Copy every line of the data that contains the string "this".

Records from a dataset
--- start ---

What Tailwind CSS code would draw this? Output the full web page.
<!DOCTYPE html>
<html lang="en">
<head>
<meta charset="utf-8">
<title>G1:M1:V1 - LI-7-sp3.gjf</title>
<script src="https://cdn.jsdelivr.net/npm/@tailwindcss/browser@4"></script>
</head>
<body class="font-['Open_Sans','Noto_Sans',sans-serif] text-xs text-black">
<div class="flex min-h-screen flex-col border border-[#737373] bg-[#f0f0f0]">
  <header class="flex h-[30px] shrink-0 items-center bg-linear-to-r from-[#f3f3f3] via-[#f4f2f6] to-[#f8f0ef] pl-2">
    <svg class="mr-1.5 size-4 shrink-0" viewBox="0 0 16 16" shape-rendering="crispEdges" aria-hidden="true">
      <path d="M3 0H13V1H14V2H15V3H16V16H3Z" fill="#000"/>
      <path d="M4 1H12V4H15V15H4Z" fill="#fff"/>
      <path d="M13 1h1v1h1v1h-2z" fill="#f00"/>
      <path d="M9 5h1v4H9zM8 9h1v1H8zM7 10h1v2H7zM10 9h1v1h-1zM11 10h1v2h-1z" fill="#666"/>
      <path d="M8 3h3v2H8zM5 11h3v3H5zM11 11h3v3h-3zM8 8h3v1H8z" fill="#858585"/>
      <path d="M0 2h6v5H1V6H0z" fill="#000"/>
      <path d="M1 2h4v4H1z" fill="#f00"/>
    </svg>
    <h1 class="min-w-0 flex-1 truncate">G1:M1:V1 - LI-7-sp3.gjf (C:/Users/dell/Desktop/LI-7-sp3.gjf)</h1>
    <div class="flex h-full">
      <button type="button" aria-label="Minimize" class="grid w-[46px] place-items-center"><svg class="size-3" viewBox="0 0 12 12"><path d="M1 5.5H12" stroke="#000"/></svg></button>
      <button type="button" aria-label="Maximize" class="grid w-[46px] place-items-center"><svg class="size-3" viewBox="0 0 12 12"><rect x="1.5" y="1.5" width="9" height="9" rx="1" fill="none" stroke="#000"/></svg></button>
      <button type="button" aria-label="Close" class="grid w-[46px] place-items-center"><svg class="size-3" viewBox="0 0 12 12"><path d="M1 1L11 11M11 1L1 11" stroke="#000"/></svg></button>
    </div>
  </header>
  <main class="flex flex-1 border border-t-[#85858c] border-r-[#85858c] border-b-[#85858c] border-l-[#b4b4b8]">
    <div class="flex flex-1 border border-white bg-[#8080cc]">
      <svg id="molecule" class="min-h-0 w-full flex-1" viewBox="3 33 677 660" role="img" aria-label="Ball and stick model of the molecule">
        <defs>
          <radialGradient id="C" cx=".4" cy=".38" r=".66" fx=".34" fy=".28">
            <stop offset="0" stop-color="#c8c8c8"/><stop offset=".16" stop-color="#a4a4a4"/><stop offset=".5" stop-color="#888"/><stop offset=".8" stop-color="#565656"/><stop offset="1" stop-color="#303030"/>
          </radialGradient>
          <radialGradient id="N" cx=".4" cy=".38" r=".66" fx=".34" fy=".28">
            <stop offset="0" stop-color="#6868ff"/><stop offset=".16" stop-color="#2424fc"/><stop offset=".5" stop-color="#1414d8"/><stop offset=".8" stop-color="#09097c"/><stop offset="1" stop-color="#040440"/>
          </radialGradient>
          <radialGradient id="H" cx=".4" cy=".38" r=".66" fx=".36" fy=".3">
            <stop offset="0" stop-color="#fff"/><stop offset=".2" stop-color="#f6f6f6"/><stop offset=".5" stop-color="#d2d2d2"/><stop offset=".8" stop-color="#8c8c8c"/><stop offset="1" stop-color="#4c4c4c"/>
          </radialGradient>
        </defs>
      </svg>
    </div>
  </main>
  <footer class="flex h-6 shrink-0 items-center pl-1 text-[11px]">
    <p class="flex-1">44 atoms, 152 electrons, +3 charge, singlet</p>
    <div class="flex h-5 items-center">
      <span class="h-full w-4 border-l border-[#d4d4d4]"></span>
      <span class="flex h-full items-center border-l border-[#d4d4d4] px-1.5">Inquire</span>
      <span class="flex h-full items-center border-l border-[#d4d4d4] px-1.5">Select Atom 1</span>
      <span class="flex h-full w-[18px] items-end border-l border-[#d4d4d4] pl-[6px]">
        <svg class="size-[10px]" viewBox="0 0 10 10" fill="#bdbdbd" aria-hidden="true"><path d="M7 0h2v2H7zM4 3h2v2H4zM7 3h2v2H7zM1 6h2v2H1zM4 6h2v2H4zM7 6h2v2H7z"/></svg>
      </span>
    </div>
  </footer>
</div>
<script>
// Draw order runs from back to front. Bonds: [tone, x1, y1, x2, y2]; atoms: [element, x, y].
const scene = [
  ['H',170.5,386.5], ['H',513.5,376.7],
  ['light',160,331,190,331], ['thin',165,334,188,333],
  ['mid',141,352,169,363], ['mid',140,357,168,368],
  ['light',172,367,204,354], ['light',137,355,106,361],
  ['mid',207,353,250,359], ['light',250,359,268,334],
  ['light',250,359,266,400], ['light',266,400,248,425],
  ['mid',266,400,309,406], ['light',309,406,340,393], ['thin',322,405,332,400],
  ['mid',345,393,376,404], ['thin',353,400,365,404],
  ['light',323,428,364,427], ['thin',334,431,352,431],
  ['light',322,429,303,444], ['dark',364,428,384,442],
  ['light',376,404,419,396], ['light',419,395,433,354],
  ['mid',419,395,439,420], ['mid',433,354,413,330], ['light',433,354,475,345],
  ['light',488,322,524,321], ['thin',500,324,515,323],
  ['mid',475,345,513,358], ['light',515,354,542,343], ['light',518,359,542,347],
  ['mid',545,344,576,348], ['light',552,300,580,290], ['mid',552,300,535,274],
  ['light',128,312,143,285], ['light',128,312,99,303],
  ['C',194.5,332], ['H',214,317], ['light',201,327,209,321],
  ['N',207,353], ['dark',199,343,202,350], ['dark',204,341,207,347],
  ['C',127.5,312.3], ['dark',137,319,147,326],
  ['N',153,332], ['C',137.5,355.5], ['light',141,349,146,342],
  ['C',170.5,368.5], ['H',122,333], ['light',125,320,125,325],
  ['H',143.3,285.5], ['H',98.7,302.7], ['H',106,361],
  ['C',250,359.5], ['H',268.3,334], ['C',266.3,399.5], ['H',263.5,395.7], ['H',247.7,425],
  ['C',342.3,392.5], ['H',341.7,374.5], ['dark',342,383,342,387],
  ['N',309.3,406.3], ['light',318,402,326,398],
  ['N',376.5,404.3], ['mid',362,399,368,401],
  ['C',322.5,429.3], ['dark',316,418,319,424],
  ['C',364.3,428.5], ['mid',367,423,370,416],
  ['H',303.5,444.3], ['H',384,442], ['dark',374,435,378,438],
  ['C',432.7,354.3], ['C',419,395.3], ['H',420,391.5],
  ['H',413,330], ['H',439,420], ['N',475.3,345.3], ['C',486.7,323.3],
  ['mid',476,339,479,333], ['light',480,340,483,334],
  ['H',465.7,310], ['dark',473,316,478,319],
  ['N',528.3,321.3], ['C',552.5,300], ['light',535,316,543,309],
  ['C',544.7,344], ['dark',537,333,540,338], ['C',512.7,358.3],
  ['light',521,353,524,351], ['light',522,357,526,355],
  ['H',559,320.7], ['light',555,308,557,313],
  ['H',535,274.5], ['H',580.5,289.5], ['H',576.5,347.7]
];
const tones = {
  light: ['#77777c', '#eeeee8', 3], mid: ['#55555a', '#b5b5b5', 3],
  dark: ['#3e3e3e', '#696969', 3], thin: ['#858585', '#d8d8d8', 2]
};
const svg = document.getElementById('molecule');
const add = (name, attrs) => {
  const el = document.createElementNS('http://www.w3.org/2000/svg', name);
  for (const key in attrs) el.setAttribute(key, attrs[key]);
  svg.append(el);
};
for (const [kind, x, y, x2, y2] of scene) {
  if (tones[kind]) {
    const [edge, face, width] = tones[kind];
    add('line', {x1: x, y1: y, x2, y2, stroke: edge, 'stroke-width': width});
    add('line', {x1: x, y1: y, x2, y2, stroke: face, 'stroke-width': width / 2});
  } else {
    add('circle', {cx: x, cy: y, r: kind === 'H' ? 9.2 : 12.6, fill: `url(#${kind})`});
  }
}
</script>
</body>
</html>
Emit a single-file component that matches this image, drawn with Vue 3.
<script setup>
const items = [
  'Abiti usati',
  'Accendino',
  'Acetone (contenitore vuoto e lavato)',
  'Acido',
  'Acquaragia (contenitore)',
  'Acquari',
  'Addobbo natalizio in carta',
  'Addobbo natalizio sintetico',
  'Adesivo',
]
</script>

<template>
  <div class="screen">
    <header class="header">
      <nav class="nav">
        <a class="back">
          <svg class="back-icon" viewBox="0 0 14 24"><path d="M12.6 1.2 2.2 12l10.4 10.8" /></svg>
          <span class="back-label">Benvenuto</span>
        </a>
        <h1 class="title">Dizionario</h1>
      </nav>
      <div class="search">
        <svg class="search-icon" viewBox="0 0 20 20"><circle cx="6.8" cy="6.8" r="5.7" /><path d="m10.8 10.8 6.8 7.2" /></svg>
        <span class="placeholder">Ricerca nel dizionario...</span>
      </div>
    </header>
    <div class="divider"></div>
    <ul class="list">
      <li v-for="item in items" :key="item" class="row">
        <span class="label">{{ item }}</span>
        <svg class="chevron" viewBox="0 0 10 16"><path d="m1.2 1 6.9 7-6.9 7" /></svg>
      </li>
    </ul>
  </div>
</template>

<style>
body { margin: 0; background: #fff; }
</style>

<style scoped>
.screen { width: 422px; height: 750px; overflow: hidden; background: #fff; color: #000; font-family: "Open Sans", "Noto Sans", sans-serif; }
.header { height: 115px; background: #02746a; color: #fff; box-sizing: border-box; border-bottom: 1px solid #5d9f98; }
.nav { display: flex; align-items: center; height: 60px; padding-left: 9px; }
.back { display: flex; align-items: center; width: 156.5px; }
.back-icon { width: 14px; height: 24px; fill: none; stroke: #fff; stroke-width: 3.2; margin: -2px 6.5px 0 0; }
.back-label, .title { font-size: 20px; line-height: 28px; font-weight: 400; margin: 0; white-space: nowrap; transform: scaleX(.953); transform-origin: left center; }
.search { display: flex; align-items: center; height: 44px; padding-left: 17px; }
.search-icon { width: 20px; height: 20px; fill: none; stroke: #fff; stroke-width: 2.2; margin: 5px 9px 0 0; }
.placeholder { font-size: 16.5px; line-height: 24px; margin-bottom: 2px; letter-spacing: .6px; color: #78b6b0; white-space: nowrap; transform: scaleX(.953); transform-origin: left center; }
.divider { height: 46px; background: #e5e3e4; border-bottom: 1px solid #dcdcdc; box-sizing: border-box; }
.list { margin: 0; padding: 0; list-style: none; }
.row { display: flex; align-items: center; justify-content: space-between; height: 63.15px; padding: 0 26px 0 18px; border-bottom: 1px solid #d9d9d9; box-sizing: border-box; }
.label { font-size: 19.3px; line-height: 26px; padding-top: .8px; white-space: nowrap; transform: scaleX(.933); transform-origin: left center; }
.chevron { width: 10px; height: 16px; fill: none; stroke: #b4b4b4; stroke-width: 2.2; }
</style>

--- end ---

■ RESULT OF THE TASK ■
What Tailwind CSS code would draw this? Output the full web page.
Emit a single-file component that matches this image, drawn with Vue 3.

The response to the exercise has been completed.